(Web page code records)
— BEGIN —

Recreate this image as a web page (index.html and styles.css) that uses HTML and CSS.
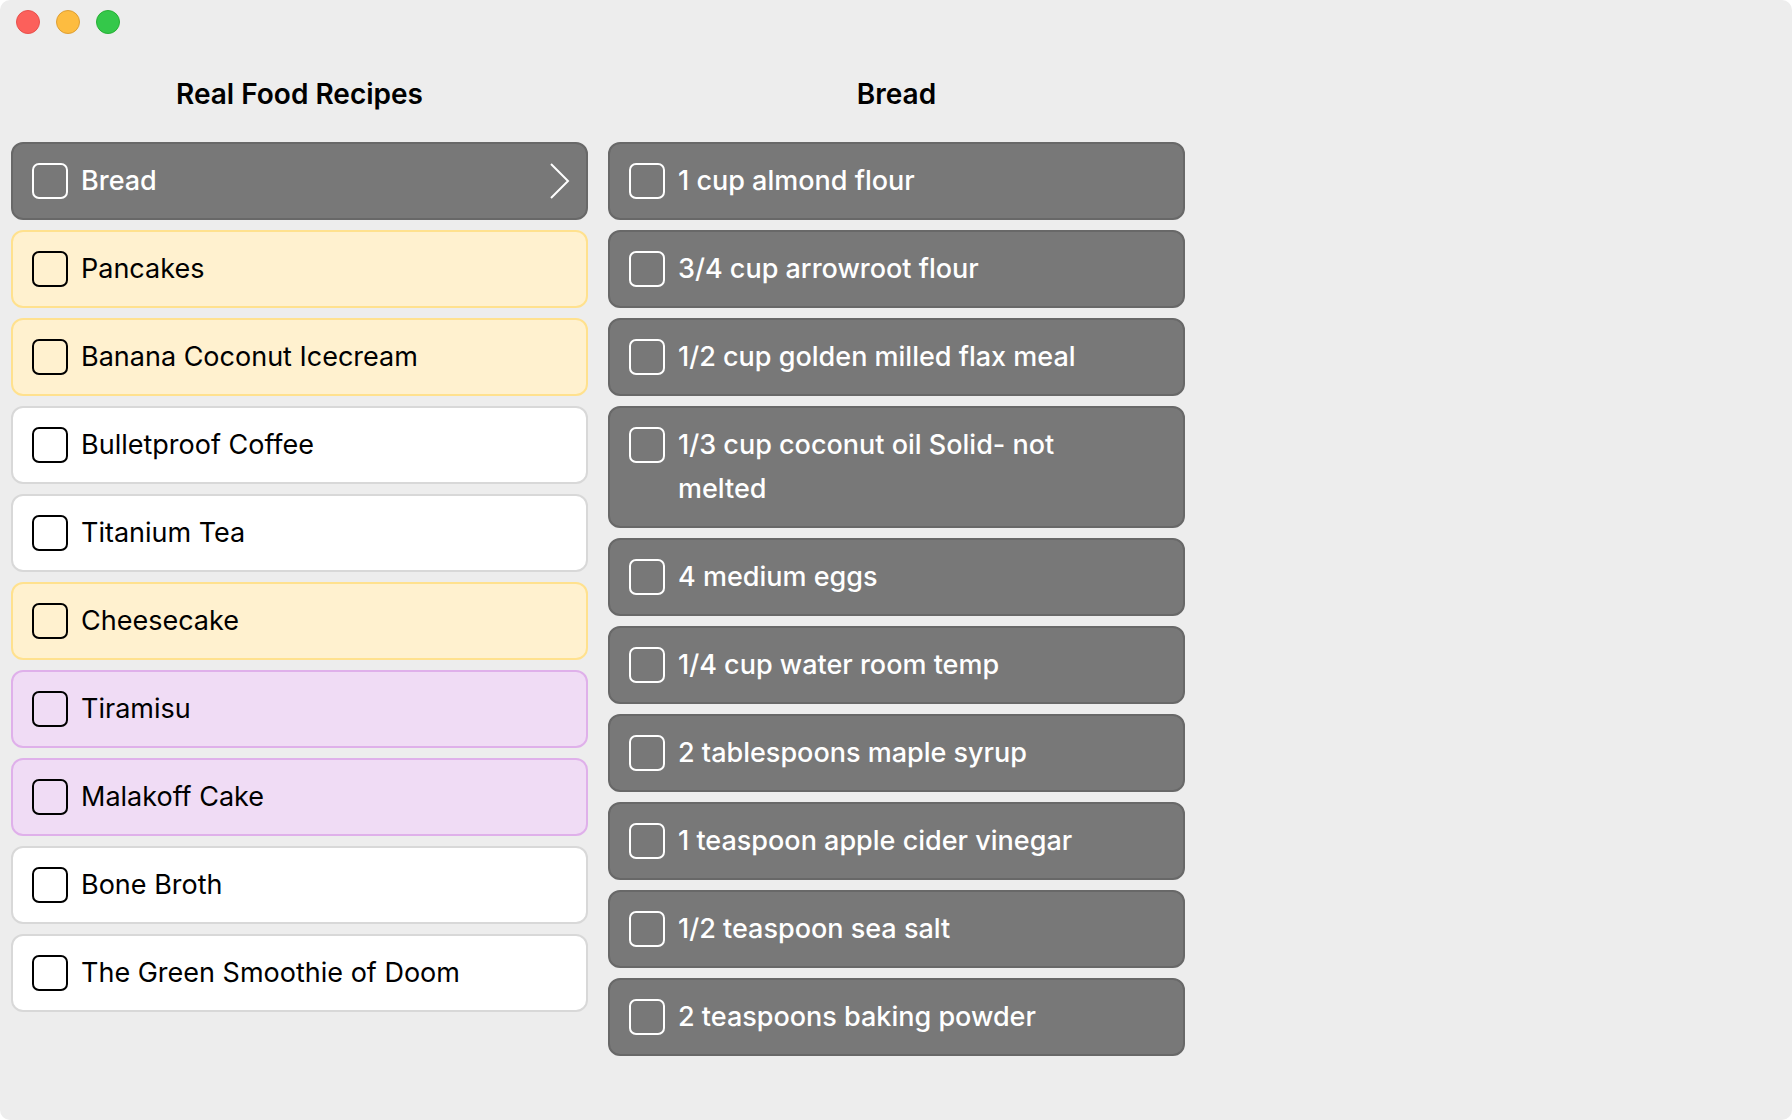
FILE: index.html
```html
<!DOCTYPE html>
<html lang="en">
<head>
<meta charset="utf-8">
<title>Real Food Recipes</title>
<link rel="stylesheet" href="styles.css">
</head>
<body>
<div class="window">
  <header class="titlebar">
    <button class="light close" aria-label="Close"></button>
    <button class="light minimize" aria-label="Minimize"></button>
    <button class="light zoom" aria-label="Zoom"></button>
  </header>
  <main class="columns">
    <section class="column">
      <h2 class="title">Real Food Recipes</h2>
      <ul class="cards">
        <li><label class="card dark"><input class="check" type="checkbox"><span class="text">Bread</span><svg class="chevron" viewBox="0 0 20 36" aria-hidden="true"><path d="M1 1L18 18L1 35"/></svg></label></li>
        <li><label class="card yellow"><input class="check" type="checkbox"><span class="text">Pancakes</span></label></li>
        <li><label class="card yellow"><input class="check" type="checkbox"><span class="text">Banana Coconut Icecream</span></label></li>
        <li><label class="card"><input class="check" type="checkbox"><span class="text">Bulletproof Coffee</span></label></li>
        <li><label class="card"><input class="check" type="checkbox"><span class="text">Titanium Tea</span></label></li>
        <li><label class="card yellow"><input class="check" type="checkbox"><span class="text">Cheesecake</span></label></li>
        <li><label class="card purple"><input class="check" type="checkbox"><span class="text">Tiramisu</span></label></li>
        <li><label class="card purple"><input class="check" type="checkbox"><span class="text">Malakoff Cake</span></label></li>
        <li><label class="card"><input class="check" type="checkbox"><span class="text">Bone Broth</span></label></li>
        <li><label class="card"><input class="check" type="checkbox"><span class="text">The Green Smoothie of Doom</span></label></li>
      </ul>
    </section>
    <section class="column">
      <h2 class="title">Bread</h2>
      <ul class="cards ingredients">
        <li><label class="card dark"><input class="check" type="checkbox"><span class="text">1 cup almond flour</span></label></li>
        <li><label class="card dark"><input class="check" type="checkbox"><span class="text">3/4 cup arrowroot flour</span></label></li>
        <li><label class="card dark"><input class="check" type="checkbox"><span class="text">1/2 cup golden milled flax meal</span></label></li>
        <li><label class="card dark"><input class="check" type="checkbox"><span class="text">1/3 cup coconut oil Solid- not melted</span></label></li>
        <li><label class="card dark"><input class="check" type="checkbox"><span class="text">4 medium eggs</span></label></li>
        <li><label class="card dark"><input class="check" type="checkbox"><span class="text">1/4 cup water room temp</span></label></li>
        <li><label class="card dark"><input class="check" type="checkbox"><span class="text">2 tablespoons maple syrup</span></label></li>
        <li><label class="card dark"><input class="check" type="checkbox"><span class="text">1 teaspoon apple cider vinegar</span></label></li>
        <li><label class="card dark"><input class="check" type="checkbox"><span class="text">1/2 teaspoon sea salt</span></label></li>
        <li><label class="card dark"><input class="check" type="checkbox"><span class="text">2 teaspoons baking powder</span></label></li>
      </ul>
    </section>
  </main>
</div>
</body>
</html>
```
FILE: styles.css
```css
* { box-sizing: border-box; }
html { background: #fff; }
body {
  margin: 0;
  font-family: Inter, "Liberation Sans", sans-serif;
  font-size: 27px;
  line-height: 44px;
  color: #000;
}
.window {
  min-height: 100vh;
  background: #ededed;
  border-radius: 10px;
}
.titlebar {
  display: flex;
  gap: 16px;
  height: 44px;
  padding: 10px 16px;
}
.light {
  width: 24px;
  height: 24px;
  padding: 0;
  border: 1px solid;
  border-radius: 50%;
}
.close { background: #fc605b; border-color: #e8504c; }
.minimize { background: #fdbc40; border-color: #de9f34; }
.zoom { background: #34c84a; border-color: #27b035; }
.columns {
  display: grid;
  grid-template-columns: repeat(3, 1fr);
  padding-left: 1px;
}
.column { padding: 0 10px; }
.title {
  margin: 28px 0 26px;
  font-size: 28px;
  font-weight: 600;
  text-align: center;
}
.cards {
  display: flex;
  flex-direction: column;
  gap: 10px;
  margin: 0;
  padding: 0;
  list-style: none;
}
.card {
  display: flex;
  align-items: flex-start;
  gap: 13px;
  padding: 15px 16px 15px 19px;
  border: 2px solid #d8d8d8;
  border-radius: 12px;
  background: #fff;
}
.yellow { background: #fff1cf; border-color: #ffe18e; }
.purple { background: #f0dcf5; border-color: #dfb0ea; }
.dark {
  background: #787878;
  border-color: #686868;
  color: #fff;
  font-weight: 450;
}
.check {
  appearance: none;
  flex: none;
  width: 36px;
  height: 36px;
  margin: 4px 0;
  border: 2px solid currentColor;
  border-radius: 7px;
  color: inherit;
}
.text { flex: 1; }
.ingredients .text { padding-right: 40px; }
.chevron {
  flex: none;
  width: 20px;
  height: 36px;
  margin: 4px 0;
  fill: none;
  stroke: currentColor;
  stroke-width: 2;
}
```
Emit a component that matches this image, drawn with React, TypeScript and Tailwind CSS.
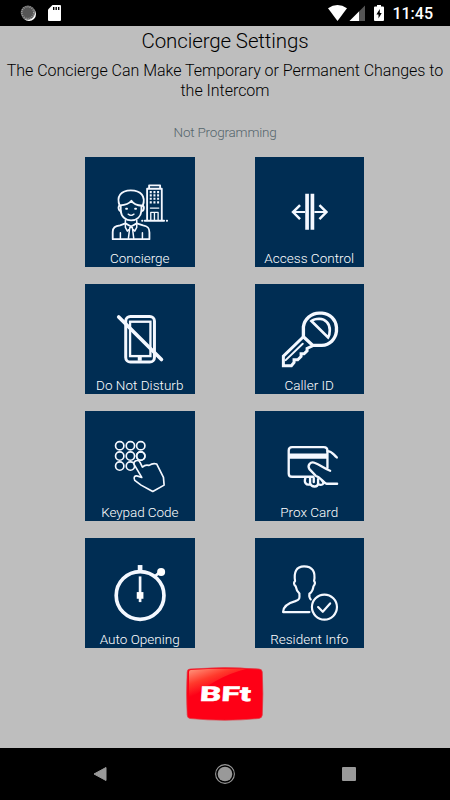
import React from 'react';

interface Tile {
    label: string;
    tracking: string;
    viewBox: string;
    icon: React.ReactNode;
}

const keypadDots = [
    [120, 122], [152, 122], [183, 122],
    [120, 153], [152, 153], [183, 153],
    [120, 183], [152, 183]
];

const windowRows = [127, 137, 147, 158];

const tiles: Tile[] = [
    {
        label: 'Concierge',
        tracking: 'tracking-[0px]',
        viewBox: '16 22 328 328',
        icon: (
            <g strokeWidth="5.5">
                <path d="M120 168 C109 140 124 122 153 122 C184 122 199 140 189 168" />
                <path d="M124 184 C115 184 114 167 121 167 C138 166 149 161 155 153 C160 162 172 167 188 168 C195 170 193 184 185 184" />
                <path d="M123 168 V184 C125 202 139 212 154 212 C171 212 183 201 185 184 V168" />
                <path d="M145 193 Q154 201 163 193" strokeWidth="4" />
                <path d="M139 177 h3 M166 177 h3" />
                <path d="M99 268 V247 C99 233 106 229 121 227 L137 221 L154 230 L171 221 L190 227 C204 229 209 234 209 248 V268 Z" />
                <path d="M137 211 V233 L143 244 L154 231 L165 244 L171 233 V211 M150 234 L146 266 M158 234 L162 266 M122 249 V266 M188 249 V266" strokeWidth="4.5" />
                <path d="M202 213 V117 H246 V213 M208 116 V107 H241 V116 M195 213 H253" />
                <path d="M213 211 V188 H235 V211 M224 190 V211 M212 175 H237" strokeWidth="4" />
                {windowRows.map((y) => (
                    <path key={y} d={`M210 ${y} h6 M221 ${y} h6 M232 ${y} h6`} strokeWidth="6.5" strokeLinecap="butt" />
                ))}
                <path d="M187 213 h1 M261 213 h1" />
            </g>
        )
    },
    {
        label: 'Access Control',
        tracking: 'tracking-[0.03px]',
        viewBox: '15 22 328 328',
        icon: (
            <g strokeLinecap="butt" strokeLinejoin="miter">
                <path d="M171 132 V240 M187 132 V240" strokeWidth="11" />
                <path d="M165 187 H130 M193 187 H228" strokeWidth="6" />
                <path d="M150 166 L129 187 L150 208 M208 166 L229 187 L208 208" strokeWidth="7.5" />
            </g>
        )
    },
    {
        label: 'Do Not Disturb',
        tracking: 'tracking-[0.03px]',
        viewBox: '16 18 328 328',
        icon: (
            <g>
                <rect x="138" y="115" width="86" height="137" rx="14" strokeWidth="9" />
                <rect x="151" y="131" width="61" height="103" strokeWidth="7" strokeLinejoin="miter" />
                <path d="M180 236 V248" strokeWidth="12" strokeLinecap="butt" />
                <path d="M117 117 L245 244" strokeWidth="11" />
            </g>
        )
    },
    {
        label: 'Caller ID',
        tracking: 'tracking-[0px]',
        viewBox: '15 18 328 328',
        icon: (
            <g strokeWidth="10" strokeLinejoin="miter">
                <path d="M160 176 V146 C163 123 184 105 207 105 H216 C241 107 257 126 259 147 V160 C256 184 239 200 215 202 H188 Z" />
                <path d="M184 129 Q192 122 207 122 C227 123 239 137 239 156 Q239 171 234 178 Z" strokeWidth="8" />
                <path d="M160 176 L100 234 V263 H124 L132 253 V245 H143 L153 235 V227 H162 L171 218 V211 L188 203" strokeWidth="9" />
                <path d="M158 197 L107 246" strokeWidth="6" />
            </g>
        )
    },
    {
        label: 'Keypad Code',
        tracking: 'tracking-[-0.08px]',
        viewBox: '16 18 328 328',
        icon: (
            <g strokeWidth="5">
                {keypadDots.map(([cx, cy]) => (
                    <circle key={`${cx}-${cy}`} cx={cx} cy={cy} r="12.5" />
                ))}
                <path
                    d="M179 213 L163 178 C160 168 175 161 181 172 L188 186 C193 181 202 179 208 181 C215 176 225 175 231 177 L251 217 L253 240 L219 259 L208 253 L184 240 L165 226 C160 217 165 210 174 213 L186 217 Z"
                    className="fill-[#002d53]"
                    stroke="none"
                />
                <circle cx="183" cy="153" r="12.5" />
                <path d="M186 217 L163 178 C160 168 175 161 181 172 L188 186 C193 181 202 179 208 181 C215 176 225 175 231 177 L251 217 L253 240 L219 259 L208 253 L184 240 L165 226 C160 217 165 210 174 213 L186 217" />
            </g>
        )
    },
    {
        label: 'Prox Card',
        tracking: 'tracking-[0px]',
        viewBox: '15 18 328 328',
        icon: (
            <g strokeWidth="7">
                <path d="M190 215 H126 Q116 215 116 205 V136 Q116 126 126 126 H221 Q232 126 232 137 V188" />
                <path d="M116 153 H232" strokeWidth="16" strokeLinecap="butt" />
                <path d="M232 138 C246 138 249 148 260 157" />
                <path d="M240 197 C222 190 210 179 193 173 C181 169 171 181 178 192 L197 212 C212 216 218 233 230 236 H261" />
                <path d="M166 218 C161 232 168 241 180 238 M180 218 V235 C185 246 202 248 204 236 V222 M191 219 V231 M204 237 C214 243 225 236 217 228" />
            </g>
        )
    },
    {
        label: 'Auto Opening',
        tracking: 'tracking-[0.03px]',
        viewBox: '16 18 328 328',
        icon: (
            <g strokeLinecap="butt">
                <circle cx="181" cy="190" r="71.5" strokeWidth="11" />
                <path d="M181 99 V117" strokeWidth="14" />
                <path d="M181 133 V210" strokeWidth="8" />
                <rect x="171" y="180" width="20" height="20" fill="white" stroke="none" />
                <path d="M225 133 L242 119" strokeWidth="8" />
                <circle cx="244" cy="120" r="12" fill="white" stroke="none" />
            </g>
        )
    },
    {
        label: 'Resident Info',
        tracking: 'tracking-[0px]',
        viewBox: '15 18 328 328',
        icon: (
            <g strokeWidth="6.5">
                <path d="M178 240 H99 C99 220 118 212 136 207 C149 203 149 199 148 184 C142 178 138 171 137 163 C131 158 130 151 135 147 C131 121 138 103 162 103 C187 103 197 119 192 147 C196 151 194 158 190 163 C189 172 184 181 178 185 C177 192 178 198 182 202" />
                <circle cx="223" cy="225" r="37.5" />
                <path d="M204 225 L218 239 L240 214" />
            </g>
        )
    }
];

const StatusBar: React.FC = () => (
    <header className="flex h-[26px] shrink-0 items-center justify-between bg-black pl-5 pr-[17px]">
        <div className="flex items-center gap-3">
            <svg viewBox="0 0 16 16" className="h-4 w-4">
                <circle cx="9" cy="9" r="7" fill="white" />
                <circle cx="7.8" cy="7.6" r="7.2" fill="#555" />
                <circle cx="7.8" cy="7.6" r="6" fill="none" stroke="#a5a5a5" strokeWidth="1.6" strokeDasharray="0.9 1.2" />
            </svg>
            <svg viewBox="0 0 13 16" className="h-4 w-[13px]">
                <path d="M4.5 0 H12 Q13 0 13 1 V15 Q13 16 12 16 H1 Q0 16 0 15 V4.5 Z" fill="white" />
                <path d="M5.7 2 v3 M8.2 2 v3 M10.7 2 v3" stroke="black" strokeWidth="1.4" />
            </svg>
        </div>
        <div className="flex items-center">
            <svg viewBox="0 0 19 16" className="h-4 w-[19px]">
                <path d="M0 3.2 Q9.5 -3.2 19 3.2 L9.5 16 Z" fill="white" />
            </svg>
            <svg viewBox="0 0 16 16" className="ml-[2.5px] h-4 w-4">
                <path d="M16 0.5 V16 H0.5 Z" fill="#555" />
                <path d="M10 6.5 V16 H0.5 Z" fill="white" />
            </svg>
            <svg viewBox="0 0 10 16" className="ml-[9px] h-4 w-[10px]">
                <path d="M3 0 H7 V1.5 H9 Q10 1.5 10 2.5 V15 Q10 16 9 16 H1 Q0 16 0 15 V2.5 Q0 1.5 1 1.5 H3 Z" fill="white" />
                <path d="M5.8 4 L2.4 9.4 H4.5 V13.4 L7.7 8 H5.8 Z" fill="black" />
            </svg>
            <span className="ml-2 mt-[2px] font-['Roboto'] text-[16px] font-medium leading-none text-white">11:45</span>
        </div>
    </header>
);

const TileButton: React.FC<{ tile: Tile }> = ({ tile }) => (
    <button className="relative flex h-[109.5px] w-[109.5px] items-end justify-center bg-[#002d53]">
        <svg
            viewBox={tile.viewBox}
            fill="none"
            stroke="#f4f8ff"
            strokeLinecap="round"
            strokeLinejoin="round"
            className="absolute inset-0 h-full w-full"
        >
            {tile.icon}
        </svg>
        <span className={`relative mb-px whitespace-nowrap text-[13.5px] leading-4 text-white ${tile.tracking}`}>{tile.label}</span>
    </button>
);

const BftLogo: React.FC = () => (
    <svg viewBox="0 0 78 54" className="h-[54px] w-[78px]">
        <defs>
            <linearGradient id="shine" x1="0" y1="0" x2="0.45" y2="0.7">
                <stop offset="0" stopColor="#ff9a80" />
                <stop offset="0.5" stopColor="#ff3a2c" />
                <stop offset="0.9" stopColor="#fe0016" />
            </linearGradient>
        </defs>
        <path d="M4 2 Q39 -1 73 2 Q76 2 76.3 5 Q77.5 27 76.3 48 Q76 51 73 51.5 Q39 55 4 51.5 Q1.3 51 1.2 48 Q0 27 1.2 5 Q1.3 2 4 2 Z" fill="#fe0016" stroke="#dd4049" strokeWidth="0.7" />
        <path d="M5 3 Q30 1 60 2 Q28 10 3 34 V5 Q3 3 5 3 Z" fill="url(#shine)" />
        <text
            x="16"
            y="34"
            textLength="51"
            lengthAdjust="spacingAndGlyphs"
            transform="skewX(-4)"
            fill="white"
            stroke="white"
            strokeWidth="0.5"
            className="font-['Roboto'] text-[20.5px] font-extrabold"
        >
            BFt
        </text>
    </svg>
);

const App: React.FC = () => {
    return (
        <div className="flex h-[800px] w-[450px] flex-col overflow-hidden bg-[#bebebe] font-['Roboto','Open_Sans',sans-serif] font-light text-black">
            <StatusBar />

            <main className="flex flex-1 flex-col items-center">
                <h1 className="mt-[3px] text-[20.5px] leading-6 tracking-[-0.12px]">Concierge Settings</h1>
                <p className="mt-2 whitespace-nowrap text-center text-[16px] leading-5 tracking-[-0.02px]">
                    The Concierge Can Make Temporary or Permanent Changes to
                    <br />
                    the Intercom
                </p>
                <p className="mt-[21px] text-[13.5px] leading-5 tracking-[-0.2px] text-[#55656c]">Not Programming</p>

                <div className="mr-px mt-[15px] grid grid-cols-2 gap-x-[60px] gap-y-[17.5px]">
                    {tiles.map((tile) => (
                        <TileButton key={tile.label} tile={tile} />
                    ))}
                </div>

                <div className="mt-[19px]">
                    <BftLogo />
                </div>
            </main>

            <nav className="flex h-[52px] shrink-0 items-center justify-between bg-black pl-[93px] pr-[94px]">
                <svg viewBox="0 0 14 16" className="h-4 w-[14px]">
                    <path d="M13 1.5 V14.5 L1 8 Z" fill="#999" stroke="#999" strokeLinejoin="round" />
                </svg>
                <svg viewBox="0 0 20 20" className="h-5 w-5">
                    <circle cx="10" cy="10" r="9.4" fill="none" stroke="#999" strokeWidth="1.1" />
                    <circle cx="10" cy="10" r="7.3" fill="#999" />
                </svg>
                <svg viewBox="0 0 14 14" className="h-[14px] w-[14px]">
                    <rect width="14" height="14" rx="1" fill="#999" />
                </svg>
            </nav>
        </div>
    );
};

export default App;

— END —

Work to complete
Word for word, repeat the lines above from the one with "Emit a component" through the one with "const windowRows = [127, 137, 147, 158];", and nothing beyond them. Omit the pictures.

Response for this exercise
Emit a component that matches this image, drawn with React, TypeScript and Tailwind CSS.
import React from 'react';

interface Tile {
    label: string;
    tracking: string;
    viewBox: string;
    icon: React.ReactNode;
}

const keypadDots = [
    [120, 122], [152, 122], [183, 122],
    [120, 153], [152, 153], [183, 153],
    [120, 183], [152, 183]
];

const windowRows = [127, 137, 147, 158];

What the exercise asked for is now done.